Layer Or Step What It Does Move That Works
Pan prep Keeps the first sheet from sticking Brush with butter or oil, then add a thin sauce smear
First bolognese coat Sets a savory base under the pasta Use a ladle, spread to the edges, keep it thin
Pasta sheets Creates structure for neat slices Boil to just shy of tender, cool flat on a towel
Béchamel layer Adds creaminess and stops dry pockets Simmer until it coats a spoon, season, then cool 10 minutes
Cheese scatter Melts into the sauces and adds pull Mix mozzarella for melt and Parmesan for salt
Repeat stacks Builds height without collapse Keep each sauce layer even; don’t flood the pan
Rest after baking Sets the starch and fat so slices hold Wait 20–30 minutes before cutting
Knife and spatula Gives clean edges Use a sharp knife, wipe between cuts, lift with a wide spatula

Lasagna With Bechamel And Bolognese With Layer Order That Holds

The stack is simple: bolognese, pasta, béchamel, cheese. Repeat. That rhythm keeps moisture in the right places. If you swap the order, you often trap steam or leave bare pasta that dries out.

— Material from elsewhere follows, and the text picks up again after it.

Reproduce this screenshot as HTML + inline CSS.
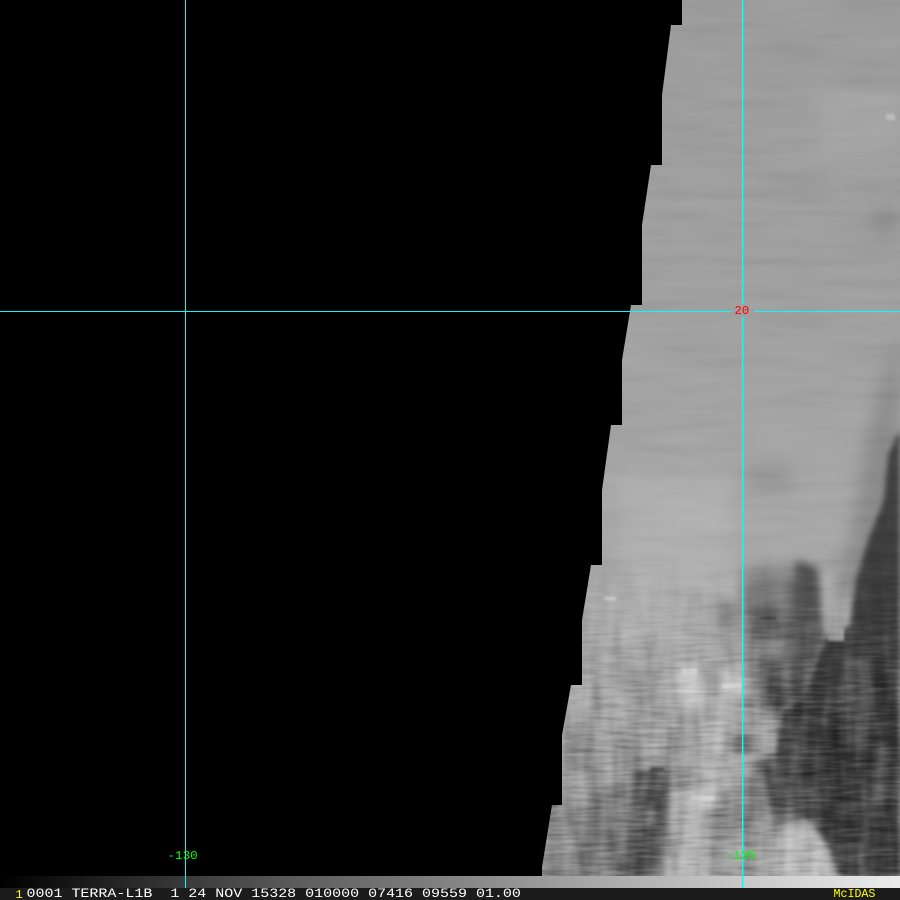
<!DOCTYPE html>
<html><head><meta charset="utf-8"><style>
html,body{margin:0;padding:0;background:#000;width:900px;height:900px;overflow:hidden}
svg{display:block;position:absolute;left:0;top:0}
text{font-family:"Liberation Mono",monospace}
</style></head><body>
<svg width="900" height="900" viewBox="0 0 900 900" xmlns="http://www.w3.org/2000/svg">
<defs>
<clipPath id="sw"><polygon points="682,0 900,0 900,876 542,876 542,867 552,805 562,805 562,735 571,685 582,685 582,620 591,565 602,565 602,490 611,425 622,425 622,360 631,305 642,305 642,225 651,165 662,165 662,95 671,25 682,25"/></clipPath>
<linearGradient id="bg" x1="0" y1="0" x2="0" y2="1">
<stop offset="0" stop-color="#9c9c9c"/><stop offset=".35" stop-color="#a0a0a0"/><stop offset=".6" stop-color="#a8a8a8"/><stop offset=".8" stop-color="#a0a0a0"/><stop offset="1" stop-color="#8c8c8c"/>
</linearGradient>
<linearGradient id="cb"><stop offset="0" stop-color="#000"/><stop offset=".33" stop-color="#5c5c5c"/><stop offset=".66" stop-color="#a8a8a8"/><stop offset="1" stop-color="#ebebeb"/></linearGradient>
<linearGradient id="fade" x1="0" y1="0" x2="0" y2="1"><stop offset="0" stop-color="#000"/><stop offset=".6" stop-color="#000"/><stop offset=".78" stop-color="#fff"/><stop offset="1" stop-color="#fff"/></linearGradient>
<mask id="lowm"><rect width="900" height="900" fill="url(#fade)"/></mask>
<filter id="b8" x="-40%" y="-40%" width="180%" height="180%"><feGaussianBlur stdDeviation="9"/></filter>
<filter id="b5" x="-40%" y="-40%" width="180%" height="180%"><feGaussianBlur stdDeviation="4.5"/></filter>
<filter id="b3" x="-30%" y="-30%" width="160%" height="160%"><feGaussianBlur stdDeviation="3"/></filter>
<filter id="b1" x="-30%" y="-30%" width="160%" height="160%"><feGaussianBlur stdDeviation="1.2"/></filter>
<filter id="t1" x="0" y="0" width="100%" height="100%" color-interpolation-filters="sRGB"><feTurbulence type="fractalNoise" baseFrequency="0.012 0.09" numOctaves="2" seed="4"/><feColorMatrix values="1 0 0 0 0 1 0 0 0 0 1 0 0 0 0 0 0 0 0 1"/></filter>
<filter id="t2" x="0" y="0" width="100%" height="100%" color-interpolation-filters="sRGB"><feTurbulence type="fractalNoise" baseFrequency="0.03 0.3" numOctaves="2" seed="9"/><feColorMatrix values="1.4 0 0 0 -.2 1.4 0 0 0 -.2 1.4 0 0 0 -.2 0 0 0 0 1"/></filter>
<filter id="t3" x="0" y="0" width="100%" height="100%" color-interpolation-filters="sRGB"><feTurbulence type="fractalNoise" baseFrequency="0.07 0.018" numOctaves="2" seed="2"/><feColorMatrix values="1.3 0 0 0 -.15 1.3 0 0 0 -.15 1.3 0 0 0 -.15 0 0 0 0 1"/></filter>
</defs>
<rect width="900" height="900" fill="#000"/>
<g clip-path="url(#sw)">
<g style="isolation:isolate">
<rect width="900" height="880" fill="url(#bg)"/>
<g filter="url(#b8)">
<rect x="820" y="90" width="80" height="70" fill="#a6a6a6"/>
<ellipse cx="885" cy="222" rx="14" ry="12" fill="#8a8a8a"/>
<rect x="760" y="180" width="60" height="12" fill="#969696"/>
<polygon points="900,330 870,420 850,540 830,590 900,620" fill="#8a8a8a"/>
<rect x="745" y="465" width="45" height="24" fill="#949494"/>
<rect x="620" y="480" width="110" height="120" fill="#b0b0b0"/>
<rect x="600" y="590" width="120" height="70" fill="#acacac"/>
<rect x="570" y="690" width="90" height="40" fill="#a0a0a0"/>
<polygon points="542,876 552,815 620,795 680,770 660,876" fill="#7e7e7e"/>
<rect x="700" y="600" width="50" height="190" fill="#a2a2a2"/>
<rect x="745" y="570" width="75" height="70" fill="#7a7a7a"/>
<rect x="752" y="640" width="40" height="70" fill="#7c7c7c"/>
</g>
<g filter="url(#b3)">
<polygon points="900,430 888,455 884,500 868,540 856,580 850,625 824,640 812,672 800,700 782,712 775,760 792,800 812,826 830,850 838,876 900,876" fill="#3e3e3e"/>
<polygon points="900,440 900,520 886,530 890,460" fill="#404040"/>
</g>
<g filter="url(#b5)">
<polygon points="796,560 818,570 822,640 806,700 786,700 790,620" fill="#525252"/>
<polygon points="750,608 780,604 784,636 756,640" fill="#5a5a5a"/>
<polygon points="760,655 780,660 786,712 766,708" fill="#585858"/>
<polygon points="722,600 740,604 738,628 720,624" fill="#858585"/>
<polygon points="730,738 752,736 756,750 728,752" fill="#6e6e6e"/>
<polygon points="755,765 790,745 812,790 815,818 775,820" fill="#505050"/>
<polygon points="745,780 765,775 770,815 750,820" fill="#808080"/>
<polygon points="634,772 664,766 672,820 668,876 628,876" fill="#545454"/>
<polygon points="588,800 628,786 632,876 582,876" fill="#747474"/>
<polygon points="552,824 584,818 586,876 544,876" fill="#8c8c8c"/>
<rect x="647" y="806" width="8" height="20" fill="#929292"/>
<polygon points="672,790 702,786 706,850 668,852" fill="#b4b4b4"/>
<polygon points="678,668 698,664 700,708 680,712" fill="#c6c6c6"/>
<polygon points="720,670 744,668 748,696 722,694" fill="#c0c0c0"/>
<polygon points="690,790 718,786 722,808 692,810" fill="#c4c4c4"/>
<polygon points="702,720 728,716 730,790 706,790" fill="#b2b2b2"/>
<polygon points="775,832 812,824 838,880 762,880" fill="#bcbcbc"/>
<polygon points="665,854 708,850 712,880 660,880" fill="#b2b2b2"/>
<polygon points="726,846 764,844 768,880 728,880" fill="#9e9e9e"/>
<polygon points="822,572 836,570 832,622 824,618" fill="#b0b0b0"/>
<rect x="846" y="660" width="24" height="90" fill="#565656"/>
<rect x="875" y="760" width="14" height="60" fill="#4e4e4e"/>
</g>
<g filter="url(#b1)">
<rect x="828" y="626" width="16" height="15" fill="#9e9e9e"/>
<rect x="886" y="114" width="9" height="6" fill="#c0c0c0"/>
<rect x="682" y="669" width="15" height="5" fill="#d4d4d4"/>
<rect x="722" y="684" width="20" height="4" fill="#d6d6d6"/>
<rect x="692" y="796" width="22" height="4" fill="#d4d4d4"/>
<rect x="604" y="597" width="12" height="3" fill="#cccccc"/>
<rect x="650" y="768" width="14" height="2" fill="#2c2c2c"/>
<rect x="760" y="617" width="16" height="2" fill="#303030"/>
</g>
<g style="mix-blend-mode:soft-light" opacity=".14"><rect width="900" height="880" filter="url(#t1)"/></g>
<g mask="url(#lowm)" style="mix-blend-mode:soft-light" opacity=".5"><rect width="900" height="880" filter="url(#t3)"/></g>
<g mask="url(#lowm)" style="mix-blend-mode:soft-light" opacity=".4"><rect width="900" height="880" filter="url(#t2)"/></g>
</g>
</g>
<rect x="0" y="876" width="900" height="12" fill="url(#cb)"/>
<rect x="0" y="888" width="900" height="12" fill="#1c1c1c"/>
<rect x="185" y="0" width="1" height="888" fill="#0ff"/>
<rect x="742" y="0" width="1.4" height="304" fill="#0ff"/>
<rect x="742" y="317" width="1.4" height="571" fill="#0ff"/>
<rect x="0" y="311" width="732" height="1" fill="#0ff"/>
<rect x="754" y="311" width="146" height="1" fill="#0ff"/>
<text transform="translate(734.5 314) scale(1.02 1)" font-size="12" fill="#f00">20</text>
<text transform="translate(167.5 859) scale(1.05 1)" font-size="12" fill="#0f0">-130</text>
<text transform="translate(725.5 859) scale(1.05 1)" font-size="12" fill="#0f0">-135</text>
<text transform="translate(15.5 898)" font-size="12" fill="#ff0">1</text>
<text transform="translate(26.5 897) scale(1.154 1)" font-size="13" fill="#fff" xml:space="preserve">0001 TERRA-L1B  1 24 NOV 15328 010000 07416 09559 01.00</text>
<text transform="translate(833.5 897) scale(.97 1)" font-size="12" fill="#ff0">McIDAS</text>
</svg>
</body></html>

Choose A Pan Size That Matches Your Sheets

A 9×13-inch pan fits most dry lasagna sheets and makes portioning easy. If your pan is smaller, trim the pasta with kitchen scissors so the sheets sit flat. Flat sheets mean fewer gaps, and gaps turn into runny corners.

Set A Target Thickness For Each Sauce

Bolognese should sit in a mound, not spread like soup. Béchamel should coat a spoon and leave a clean line when you swipe a finger across it. If both sauces meet that mark, the finished lasagna firms up fast during the rest.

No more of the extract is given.